### AIM OF THE EXERCISE
Return every line below as is, leaving out the pictures.

### INFORMATION SUPPLIED
Begin

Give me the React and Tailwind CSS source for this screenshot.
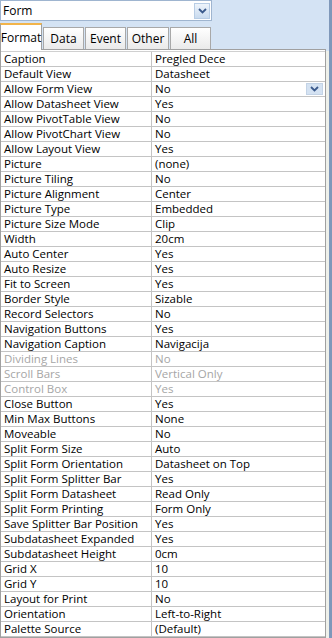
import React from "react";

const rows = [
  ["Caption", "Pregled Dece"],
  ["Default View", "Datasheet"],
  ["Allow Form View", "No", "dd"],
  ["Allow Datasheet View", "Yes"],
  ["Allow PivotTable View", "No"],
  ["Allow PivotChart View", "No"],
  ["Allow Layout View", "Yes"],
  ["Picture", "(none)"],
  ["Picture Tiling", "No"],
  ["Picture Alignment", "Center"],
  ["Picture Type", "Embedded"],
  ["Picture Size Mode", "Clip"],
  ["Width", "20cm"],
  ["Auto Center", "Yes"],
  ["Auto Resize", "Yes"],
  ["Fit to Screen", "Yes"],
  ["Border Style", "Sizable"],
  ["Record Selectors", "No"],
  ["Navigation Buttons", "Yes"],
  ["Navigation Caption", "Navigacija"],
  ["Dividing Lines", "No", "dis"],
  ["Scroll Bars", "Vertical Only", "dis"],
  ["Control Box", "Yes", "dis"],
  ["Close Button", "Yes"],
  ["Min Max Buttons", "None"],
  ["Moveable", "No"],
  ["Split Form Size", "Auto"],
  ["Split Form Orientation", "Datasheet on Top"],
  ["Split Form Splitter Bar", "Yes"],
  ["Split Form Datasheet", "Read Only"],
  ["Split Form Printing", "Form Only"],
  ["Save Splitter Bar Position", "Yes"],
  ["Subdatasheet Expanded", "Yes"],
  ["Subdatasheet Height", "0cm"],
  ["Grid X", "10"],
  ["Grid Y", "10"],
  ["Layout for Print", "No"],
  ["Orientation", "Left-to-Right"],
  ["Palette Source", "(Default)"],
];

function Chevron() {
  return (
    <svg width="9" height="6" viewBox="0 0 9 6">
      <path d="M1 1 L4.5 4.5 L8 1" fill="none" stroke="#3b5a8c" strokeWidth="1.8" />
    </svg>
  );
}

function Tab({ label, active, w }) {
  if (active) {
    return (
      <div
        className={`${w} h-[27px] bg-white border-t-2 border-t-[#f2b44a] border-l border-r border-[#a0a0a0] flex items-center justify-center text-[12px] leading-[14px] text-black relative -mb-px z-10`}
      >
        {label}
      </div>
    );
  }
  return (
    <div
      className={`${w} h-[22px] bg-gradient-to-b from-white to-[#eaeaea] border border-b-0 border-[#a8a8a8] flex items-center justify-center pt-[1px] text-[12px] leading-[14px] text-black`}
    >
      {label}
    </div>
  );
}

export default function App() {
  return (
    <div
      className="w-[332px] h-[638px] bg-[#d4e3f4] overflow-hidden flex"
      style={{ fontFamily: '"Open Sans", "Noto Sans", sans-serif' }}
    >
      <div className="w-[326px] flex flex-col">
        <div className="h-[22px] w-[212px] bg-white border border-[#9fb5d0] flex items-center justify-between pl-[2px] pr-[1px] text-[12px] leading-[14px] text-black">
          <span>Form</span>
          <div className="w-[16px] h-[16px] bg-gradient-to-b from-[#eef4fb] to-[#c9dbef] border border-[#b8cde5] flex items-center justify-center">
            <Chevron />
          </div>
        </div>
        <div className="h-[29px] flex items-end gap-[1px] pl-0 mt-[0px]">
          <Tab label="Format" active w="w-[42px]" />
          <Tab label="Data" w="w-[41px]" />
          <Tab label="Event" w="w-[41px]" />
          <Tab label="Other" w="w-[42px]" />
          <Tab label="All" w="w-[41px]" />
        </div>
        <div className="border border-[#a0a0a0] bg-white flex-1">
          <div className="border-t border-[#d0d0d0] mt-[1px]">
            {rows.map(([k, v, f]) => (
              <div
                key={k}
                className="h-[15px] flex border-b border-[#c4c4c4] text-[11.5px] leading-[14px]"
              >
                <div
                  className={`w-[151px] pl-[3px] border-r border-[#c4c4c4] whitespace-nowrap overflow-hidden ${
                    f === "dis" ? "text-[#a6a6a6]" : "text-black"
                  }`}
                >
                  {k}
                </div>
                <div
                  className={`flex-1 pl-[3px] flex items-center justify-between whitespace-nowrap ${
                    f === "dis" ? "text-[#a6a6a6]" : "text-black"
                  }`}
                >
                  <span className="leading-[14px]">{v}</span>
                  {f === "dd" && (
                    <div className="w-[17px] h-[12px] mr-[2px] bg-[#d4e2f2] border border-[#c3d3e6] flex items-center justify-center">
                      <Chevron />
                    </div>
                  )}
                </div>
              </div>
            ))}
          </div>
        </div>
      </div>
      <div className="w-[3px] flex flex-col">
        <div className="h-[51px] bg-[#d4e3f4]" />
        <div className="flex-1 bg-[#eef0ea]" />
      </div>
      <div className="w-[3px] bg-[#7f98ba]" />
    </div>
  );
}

End

### RESULT
Give me the React and Tailwind CSS source for this screenshot.
import React from "react";

const rows = [
  ["Caption", "Pregled Dece"],
  ["Default View", "Datasheet"],
  ["Allow Form View", "No", "dd"],
  ["Allow Datasheet View", "Yes"],
  ["Allow PivotTable View", "No"],
  ["Allow PivotChart View", "No"],
  ["Allow Layout View", "Yes"],
  ["Picture", "(none)"],
  ["Picture Tiling", "No"],
  ["Picture Alignment", "Center"],
  ["Picture Type", "Embedded"],
  ["Picture Size Mode", "Clip"],
  ["Width", "20cm"],
  ["Auto Center", "Yes"],
  ["Auto Resize", "Yes"],
  ["Fit to Screen", "Yes"],
  ["Border Style", "Sizable"],
  ["Record Selectors", "No"],
  ["Navigation Buttons", "Yes"],
  ["Navigation Caption", "Navigacija"],
  ["Dividing Lines", "No", "dis"],
  ["Scroll Bars", "Vertical Only", "dis"],
  ["Control Box", "Yes", "dis"],
  ["Close Button", "Yes"],
  ["Min Max Buttons", "None"],
  ["Moveable", "No"],
  ["Split Form Size", "Auto"],
  ["Split Form Orientation", "Datasheet on Top"],
  ["Split Form Splitter Bar", "Yes"],
  ["Split Form Datasheet", "Read Only"],
  ["Split Form Printing", "Form Only"],
  ["Save Splitter Bar Position", "Yes"],
  ["Subdatasheet Expanded", "Yes"],
  ["Subdatasheet Height", "0cm"],
  ["Grid X", "10"],
  ["Grid Y", "10"],
  ["Layout for Print", "No"],
  ["Orientation", "Left-to-Right"],
  ["Palette Source", "(Default)"],
];

function Chevron() {
  return (
    <svg width="9" height="6" viewBox="0 0 9 6">
      <path d="M1 1 L4.5 4.5 L8 1" fill="none" stroke="#3b5a8c" strokeWidth="1.8" />
    </svg>
  );
}

function Tab({ label, active, w }) {
  if (active) {
    return (
      <div
        className={`${w} h-[27px] bg-white border-t-2 border-t-[#f2b44a] border-l border-r border-[#a0a0a0] flex items-center justify-center text-[12px] leading-[14px] text-black relative -mb-px z-10`}
      >
        {label}
      </div>
    );
  }
  return (
    <div
      className={`${w} h-[22px] bg-gradient-to-b from-white to-[#eaeaea] border border-b-0 border-[#a8a8a8] flex items-center justify-center pt-[1px] text-[12px] leading-[14px] text-black`}
    >
      {label}
    </div>
  );
}

export default function App() {
  return (
    <div
      className="w-[332px] h-[638px] bg-[#d4e3f4] overflow-hidden flex"
      style={{ fontFamily: '"Open Sans", "Noto Sans", sans-serif' }}
    >
      <div className="w-[326px] flex flex-col">
        <div className="h-[22px] w-[212px] bg-white border border-[#9fb5d0] flex items-center justify-between pl-[2px] pr-[1px] text-[12px] leading-[14px] text-black">
          <span>Form</span>
          <div className="w-[16px] h-[16px] bg-gradient-to-b from-[#eef4fb] to-[#c9dbef] border border-[#b8cde5] flex items-center justify-center">
            <Chevron />
          </div>
        </div>
        <div className="h-[29px] flex items-end gap-[1px] pl-0 mt-[0px]">
          <Tab label="Format" active w="w-[42px]" />
          <Tab label="Data" w="w-[41px]" />
          <Tab label="Event" w="w-[41px]" />
          <Tab label="Other" w="w-[42px]" />
          <Tab label="All" w="w-[41px]" />
        </div>
        <div className="border border-[#a0a0a0] bg-white flex-1">
          <div className="border-t border-[#d0d0d0] mt-[1px]">
            {rows.map(([k, v, f]) => (
              <div
                key={k}
                className="h-[15px] flex border-b border-[#c4c4c4] text-[11.5px] leading-[14px]"
              >
                <div
                  className={`w-[151px] pl-[3px] border-r border-[#c4c4c4] whitespace-nowrap overflow-hidden ${
                    f === "dis" ? "text-[#a6a6a6]" : "text-black"
                  }`}
                >
                  {k}
                </div>
                <div
                  className={`flex-1 pl-[3px] flex items-center justify-between whitespace-nowrap ${
                    f === "dis" ? "text-[#a6a6a6]" : "text-black"
                  }`}
                >
                  <span className="leading-[14px]">{v}</span>
                  {f === "dd" && (
                    <div className="w-[17px] h-[12px] mr-[2px] bg-[#d4e2f2] border border-[#c3d3e6] flex items-center justify-center">
                      <Chevron />
                    </div>
                  )}
                </div>
              </div>
            ))}
          </div>
        </div>
      </div>
      <div className="w-[3px] flex flex-col">
        <div className="h-[51px] bg-[#d4e3f4]" />
        <div className="flex-1 bg-[#eef0ea]" />
      </div>
      <div className="w-[3px] bg-[#7f98ba]" />
    </div>
  );
}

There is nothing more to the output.